Más adelante se enteró, por medio de una exvecina suya, que en el pueblo corrían toda clase de rumores acerca de su persona. La gente rumoraba que ella seguía ofreciendo su cuerpo a quien lo quisiera tomar; habían inventado también que ella provocaba a los hombres adinerados para aprovecharse de ellos, y muchas otras cosas semejantes corrían de boca en boca. Y su corazón recibió el impacto de la piedra del chisme.

Su situación era más crítica con cada día que pasaba. Agotados los pocos recursos con los que contaba para comprar sus alimentos, soportó el hambre lo más que pudo. Le avergonzaba tener que mendigar, por lo que se ofreció para trabajar en cuanto lugar le fue posible, pero nadie quiso emplearla. Orillada por la desesperación, suplicó por comida en varios mesones, pero le cerraron la puerta en las narices y le gritaron con rencor que se largara. Y su corazón recibió el impacto de la piedra de la falta de compasión.

Sus días se convirtieron en un martirio. La gente le daba la espalda al verla. De muchas maneras la condenaban por pecadora, sin pensar que solo había pecado de manera diferente a ellos. Los menos agresivos escupían al suelo cuando ella pasaba a su lado. Otros pasaban a la agresión física, empujándola, tumbándola, incluso alguien la pateó en la cara. Y su corazón recibió el impacto de la piedra del desprecio.

Una tarde, se sentó desfallecida a las afueras del templo. De pronto escuchó un gran tumulto que venía del interior del patio. Escuchó cosas caer, el griterío de la gente, y finalmente oyó una voz que le pareció conocida, diciendo exaltada: "¡La casa de mi padre debe ser un lugar de oración, pero ustedes la han convertido en una cueva de ladrones!".

Tras apaciguarse el escándalo, vio salir a este hombre de mirada profunda y porte majestuoso. El pareció sorprenderse al verla y notar las condiciones en que la mujer se encontraba. Se acercó a ella y con ternura puso su mano en su rostro, diciéndole "mujer, ¿qué te ha pasado? ¿acaso no te di la oportunidad de hacer una nueva vida?". Al sentir, después de mucho tiempo, que alguien la trataba con amabilidad, los ojos de la mujer se llenaron de lágrimas y, entre sollozos, le dijo: "Mi señor, mejor hubieras dejado que me lanzaran las piedras que matan el cuerpo".

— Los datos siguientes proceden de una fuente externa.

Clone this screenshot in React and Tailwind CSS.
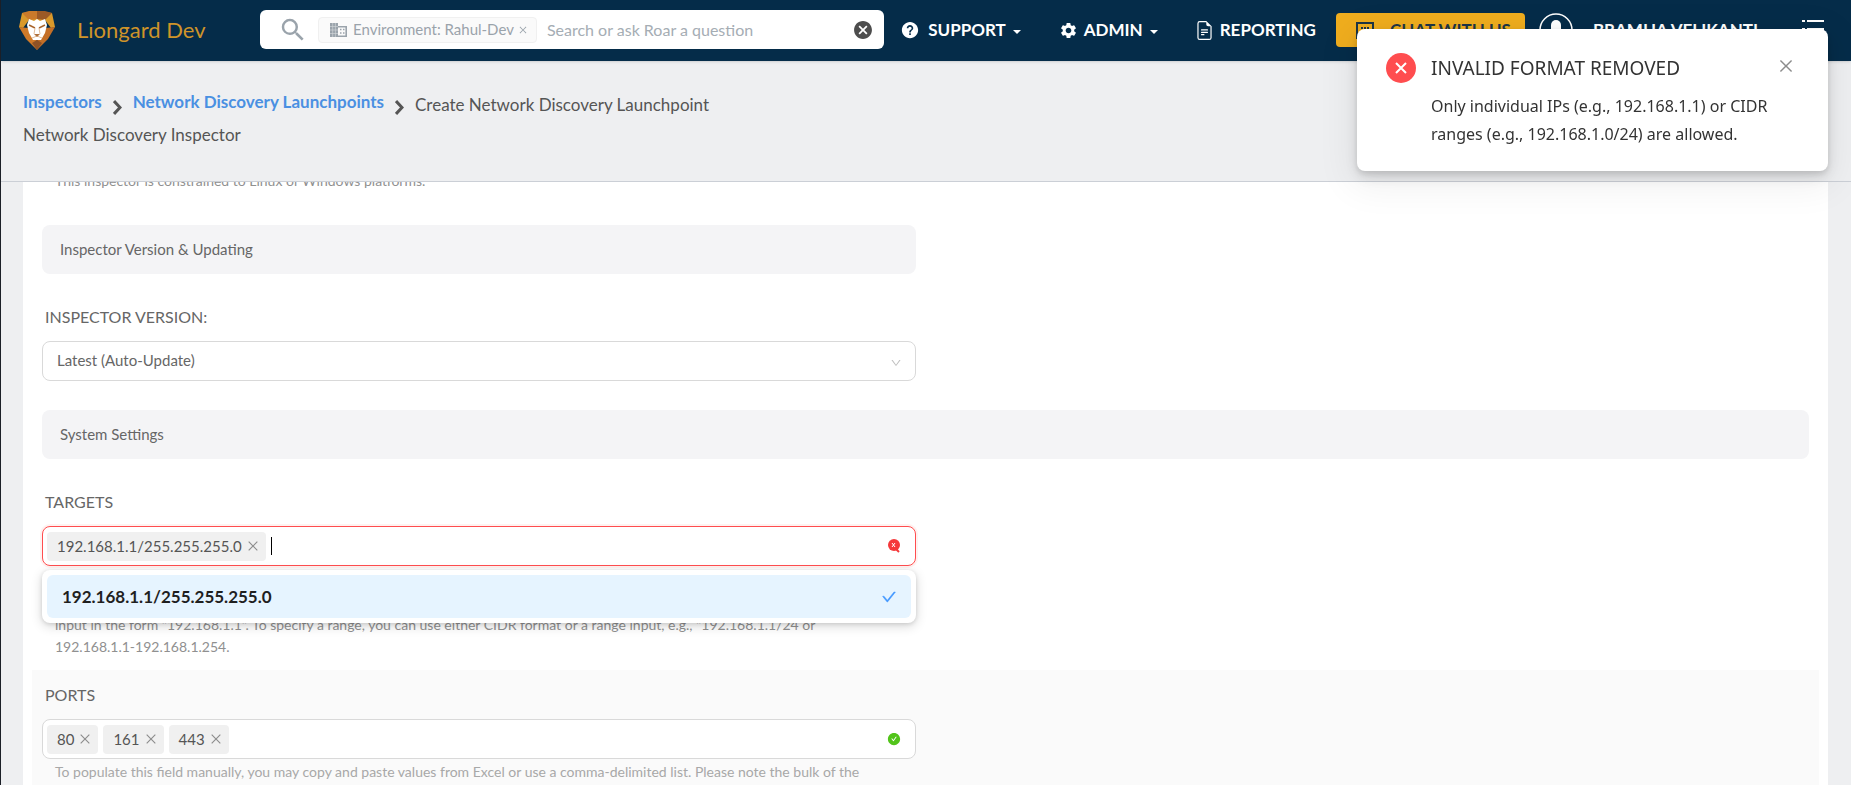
import { useState } from 'react';
import { AiFillCheckCircle, AiOutlineCheck, AiOutlineClose, AiOutlineDown } from 'react-icons/ai';
import { BsFileEarmarkText } from 'react-icons/bs';
import { IoMdCloseCircle, IoMdHelpCircle } from 'react-icons/io';
import { MdSearch, MdSettings } from 'react-icons/md';

const TARGETS = ['192.168.1.1/255.255.255.0'];
const PORTS = ['80', '161', '443'];

export default function App() {
  const [toastOpen, setToastOpen] = useState(true);

  return (
    <div className="flex h-screen flex-col overflow-hidden border-l border-[#1b1f27] bg-[#eeeff1] font-[Lato,sans-serif] text-[#555]">
      <Header />
      <Breadcrumbs />

      <main className="min-h-0 flex-1 overflow-hidden px-[22px] pr-[23px]">
        <div className="-mt-3 min-h-full bg-white px-[9px] pb-10">
          <div className="px-[10px]">
            <p className="px-[13px] text-sm leading-[22px] text-[#909090]">
              This inspector is constrained to Linux or Windows platforms.
            </p>

            <div className="mt-[33px] grid grid-cols-2 gap-5">
              <div>
                <SectionTitle>Inspector Version &amp; Updating</SectionTitle>
                <FieldLabel htmlFor="version">INSPECTOR VERSION:</FieldLabel>
                <div className="relative">
                  <select
                    id="version"
                    className="h-10 w-full appearance-none rounded-lg border border-[#d9d9d9] bg-white px-3.5 pb-0.5 text-[15px] text-[#666] outline-none"
                  >
                    <option>Latest (Auto-Update)</option>
                  </select>
                  <AiOutlineDown className="pointer-events-none absolute top-4 right-3.5 size-3 text-[#bfbfbf]" />
                </div>
              </div>
            </div>

            <div className="mt-[29px]">
              <SectionTitle>System Settings</SectionTitle>
            </div>
          </div>

          <div className="grid grid-cols-2 gap-5 px-[10px] pb-3">
            <div>
              <FieldLabel htmlFor="targets">TARGETS</FieldLabel>
              <div className="relative">
                <TagField id="targets" tags={TARGETS} invalid />
                <TargetMenu />
              </div>
              {/* the open menu hides the start of the hint */}
              <p className="pt-12 pr-[22px] pl-[13px] text-sm leading-[22px] text-[#909090]">
                input in the form &quot;192.168.1.1&quot;. To specify a range, you can use either CIDR format or a range
                input, e.g., &quot;192.168.1.1/24 or
                <br />
                192.168.1.1-192.168.1.254.
              </p>
            </div>
          </div>

          <div className="grid grid-cols-2 gap-5 bg-[#fafafa] px-[10px] pb-10">
            <div className="-mt-[18px]">
              <FieldLabel htmlFor="ports">PORTS</FieldLabel>
              <TagField id="ports" tags={PORTS} />
              <p className="pt-0.5 pr-[22px] pl-[13px] text-sm leading-[22px] text-[#a8a8a8]">
                To populate this field manually, you may copy and paste values from Excel or use a comma-delimited list.
                Please note the bulk of the
              </p>
            </div>
          </div>
        </div>
      </main>

      {toastOpen && <Toast onClose={() => setToastOpen(false)} />}
    </div>
  );
}

function Header() {
  return (
    <header className="z-10 flex h-[61px] shrink-0 items-start bg-[#052c49] pr-[27px] pl-[18px] text-white shadow-sm">
      <LionLogo />
      <span className="mt-[14px] ml-[22px] w-[183px] text-[22px] leading-8 text-[#cf9429]">Liongard Dev</span>

      <div className="mt-[10px] flex h-[39px] min-w-0 flex-1 items-center rounded-md bg-white pr-2.5 pl-[18px] text-[#9aa3ab]">
        <MdSearch className="size-[30px] shrink-0" />
        <span className="ml-[10px] flex h-[26px] shrink-0 items-center rounded border border-[#f0f0f0] bg-[#fafafa] pr-2 pl-[11px] text-[15px]">
          <BuildingIcon />
          Environment: Rahul-Dev
          <button type="button" aria-label="Remove environment" className="ml-1">
            <AiOutlineClose className="size-2.5" />
          </button>
        </span>
        <input
          type="text"
          aria-label="Search"
          placeholder="Search or ask Roar a question"
          className="ml-[10px] min-w-0 flex-1 bg-transparent text-base outline-none placeholder:text-[#a5adb4]"
        />
        <button type="button" aria-label="Clear search">
          <IoMdCloseCircle className="size-[22px] text-[#4d4d4d]" />
        </button>
      </div>

      <nav className="mt-[13px] flex h-[34px] shrink-0 items-center text-[17px] font-bold">
        <button type="button" className="ml-4 flex items-center">
          <IoMdHelpCircle className="mr-2 size-5" />
          SUPPORT
          <Caret />
        </button>
        <button type="button" className="ml-[38px] flex items-center">
          <MdSettings className="mr-1.5 size-[19px]" />
          ADMIN
          <Caret />
        </button>
        <a href="#reporting" className="ml-[37px] flex items-center">
          <BsFileEarmarkText className="mr-1.5 size-[19px]" />
          REPORTING
        </a>
        <button type="button" className="ml-5 flex h-[34px] items-center rounded bg-[#efad1e] pr-3.5 pl-5 text-[#1d3546]">
          <ChatIcon />
          <span className="ml-4">CHAT WITH US</span>
        </button>
        <button type="button" className="ml-3.5 flex items-center">
          <AvatarIcon />
          <span className="ml-5">BRAMHA VELIKANTI</span>
        </button>
        <button type="button" aria-label="Menu" className="ml-11">
          <ListIcon />
        </button>
      </nav>
    </header>
  );
}

function Breadcrumbs() {
  return (
    <div className="z-[5] h-[121px] shrink-0 border-b border-[#cbcfd6] bg-[#eeeff1] px-[22px] pt-7 text-[17px]">
      <nav className="flex h-8 items-center">
        <a href="#inspectors" className="pb-1.5 font-bold text-[#4a90e2]">Inspectors</a>
        <Separator />
        <a href="#launchpoints" className="pb-1.5 font-bold text-[#4a90e2]">Network Discovery Launchpoints</a>
        <Separator />
        <span>Create Network Discovery Launchpoint</span>
      </nav>
      <p className="leading-7">Network Discovery Inspector</p>
    </div>
  );
}

function SectionTitle({ children }) {
  return <h2 className="h-[49px] rounded-lg bg-[#f4f4f6] px-[18px] text-[15px] leading-[49px] text-[#666]">{children}</h2>;
}

function FieldLabel({ htmlFor, children }) {
  return (
    <label htmlFor={htmlFor} className="block px-[3px] pt-8 pb-3.5 text-base leading-[21px] text-[#666]">
      {children}
    </label>
  );
}

function TagField({ id, tags, invalid }) {
  return (
    <div
      className={`flex h-10 items-center gap-[5px] rounded-lg border bg-white pr-3.5 pl-1 ${
        invalid ? 'border-[#ff4d4f] shadow-[0_0_0_2px_rgba(255,38,5,0.06)]' : 'border-[#d9d9d9]'
      }`}
    >
      {tags.map((tag) => (
        <span key={tag} className="flex h-[29px] items-center rounded bg-[#f0f0f0] pr-1.5 pl-2.5 text-[15px]">
          {tag}
          <button type="button" aria-label={`Remove ${tag}`} className="ml-1">
            <AiOutlineClose className="size-3.5 text-[#8c8c8c]" />
          </button>
        </span>
      ))}
      {invalid && <span className="h-[18px] w-px bg-black" />}
      <input id={id} type="text" className="min-w-0 flex-1 bg-transparent text-[15px] outline-none" />
      {invalid ? <ErrorSearchIcon /> : <AiFillCheckCircle className="size-3.5 text-[#52c41a]" />}
    </div>
  );
}

function TargetMenu() {
  return (
    <div
      role="listbox"
      aria-label="Targets"
      className="absolute inset-x-0 top-full z-[2] mt-1 rounded-lg bg-white p-[5px] shadow-[0_3px_12px_rgba(0,0,0,0.16),0_1px_4px_rgba(0,0,0,0.12)]"
    >
      {TARGETS.map((target) => (
        <div
          key={target}
          role="option"
          aria-selected="true"
          className="flex h-[43px] items-center justify-between rounded-md bg-[#e6f4ff] pr-3.5 pl-[15px] text-[17px] font-bold text-[#1f1f1f]"
        >
          {target}
          <AiOutlineCheck className="size-4 text-[#4096ff]" strokeWidth="30" />
        </div>
      ))}
    </div>
  );
}

function Toast({ onClose }) {
  return (
    <div
      role="alert"
      className="fixed top-[29px] right-[23px] z-20 flex w-[471px] items-start rounded-lg bg-white px-[29px] pt-6 pb-[23px] font-['Noto_Sans',sans-serif] text-[#333] shadow-[0_6px_16px_rgba(0,0,0,0.1),0_3px_6px_rgba(0,0,0,0.12),0_9px_36px_8px_rgba(0,0,0,0.06)]"
    >
      <span className="flex size-[30px] shrink-0 items-center justify-center rounded-full bg-[#ff4d4f] text-white">
        <svg width="12" height="12" viewBox="0 0 12 12" fill="none" stroke="currentColor" strokeWidth="2">
          <path d="M1 1L11 11M11 1L1 11" />
        </svg>
      </span>
      <div className="ml-[15px] flex-1">
        <h3 className="text-[19px] leading-[31px]">INVALID FORMAT REMOVED</h3>
        <p className="mt-2 text-base leading-7 whitespace-nowrap">
          Only individual IPs (e.g., 192.168.1.1) or CIDR
          <br />
          ranges (e.g., 192.168.1.0/24) are allowed.
        </p>
      </div>
      <button type="button" aria-label="Close" onClick={onClose} className="mt-1 mr-1 text-[#8c8c8c]">
        <AiOutlineClose className="size-[18px]" />
      </button>
    </div>
  );
}

function Separator() {
  return (
    <svg width="9" height="15" viewBox="0 0 9 15" className="mx-[11px] mt-1" fill="none" stroke="currentColor" strokeWidth="3">
      <path d="M1 1L7 7.5L1 14" />
    </svg>
  );
}

function Caret() {
  return (
    <svg width="8" height="4" viewBox="0 0 8 4" className="mt-1 ml-[7px]">
      <path d="M0 0H8L4 4Z" fill="currentColor" />
    </svg>
  );
}

function BuildingIcon() {
  return (
    <svg width="17" height="14" viewBox="0 0 17 14" className="mr-1.5">
      <path d="M0 0H8V14H0Z" fill="currentColor" />
      <path d="M0 3.5H8M0 7H8M0 10.5H8M2.7 0V14M5.4 0V14" stroke="#fff" strokeWidth="0.6" opacity="0.6" />
      <path d="M8 3.7H16.2V13.2H8" fill="none" stroke="currentColor" strokeWidth="1.6" />
      <path d="M10 6.5H11.5M13 6.5H14.5M10 10H11.5M13 10H14.5" stroke="currentColor" strokeWidth="1.6" />
    </svg>
  );
}

function LionLogo() {
  return (
    <svg width="36" height="40" viewBox="0 0 36 40" className="mt-[11px] shrink-0">
      <path d="M3 2L18 0V14L10 9L4 17L0 16Z" fill="#d9992b" />
      <path d="M33 2L18 0V14L26 9L32 17L36 16Z" fill="#d9992b" />
      <path d="M3 2L10 0H18V8L10 9Z" fill="#c97a2b" />
      <path d="M33 2L26 0H18V8L26 9Z" fill="#9c5a26" />
      <path d="M0 16L9 17L18 30V39L7 28Z" fill="#cf7a29" />
      <path d="M36 16L27 17L18 30V39L29 28Z" fill="#c46f27" />
      <path d="M13 32L18 29L23 32L18 39Z" fill="#8f5225" />
      <path d="M10 8L15 10L18 8L21 10L26 8L28 14L26 22L22 29H14L10 22L8 14Z" fill="#fff" />
      <path d="M10 14L16 17M26 14L20 17" stroke="#a8642c" strokeWidth="1.5" />
      <path d="M16 17L15 23M20 17L21 23M13 27L18 25L23 27" stroke="#e3bd9a" fill="none" />
      <path d="M15 23H21L18 26Z" fill="#b0713d" />
    </svg>
  );
}

function ChatIcon() {
  return (
    <svg width="18" height="18" viewBox="0 0 18 18" fill="none" stroke="currentColor" strokeWidth="2">
      <path d="M1 17V2H17V13H5Z" />
      <path d="M5 7H7M8 7H10M11 7H13" />
    </svg>
  );
}

function AvatarIcon() {
  return (
    <svg width="34" height="34" viewBox="0 0 34 34">
      <circle cx="17" cy="17" r="16" fill="none" stroke="currentColor" strokeWidth="1.5" />
      <rect x="12" y="7" width="10" height="14" rx="5" fill="currentColor" />
      <path d="M7 27C9 22 25 22 27 27L17 32Z" fill="currentColor" />
    </svg>
  );
}

function ListIcon() {
  return (
    <svg width="22" height="22" viewBox="0 0 22 22" fill="none" stroke="currentColor" strokeWidth="2">
      <path d="M0 2H3M5 2H22M0 10H3M5 10H22M0 18H3M5 18H22" />
    </svg>
  );
}

function ErrorSearchIcon() {
  return (
    <svg width="14" height="14" viewBox="0 0 14 14">
      <circle cx="7" cy="6" r="6" fill="#f5383a" />
      <path d="M9 10L12 13" stroke="#f5383a" strokeWidth="2" />
      <path d="M5 4L8 8M8 4L5 8" stroke="#fff" />
    </svg>
  );
}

Con la profunda sabiduría que lo caracterizaba, este hombre comprendió al instante lo que la mujer había vivido. Volteó hacia donde estaba la gente que había contribuido a hacer miserable la vida de esta mujer, quienes los miraban expectantes, y solo movió la cabeza negativamente, pronunciando unas palabras que, tiempo después, en otras circunstancias, él mismo pronunciaría y se volverían inmortales: "Padre, perdónalos, porque no saben lo que hacen".

Una reflexión final.

Cuando escuchamos la historia de la mujer sorprendida en adulterio y la manera en que Jesús enfrentó a la muchedumbre que quería apedrearla, es muy fácil pensar que, si hubiéramos estado ahí, seguramente nos habríamos puesto del lado del salvador, y no de los arrojadores de piedras. Solo tengamos cuidado de no ser de los que lanzan las otras piedras. Porque estas otras, si bien no matan el cuerpo, tal vez pueden matar el alma.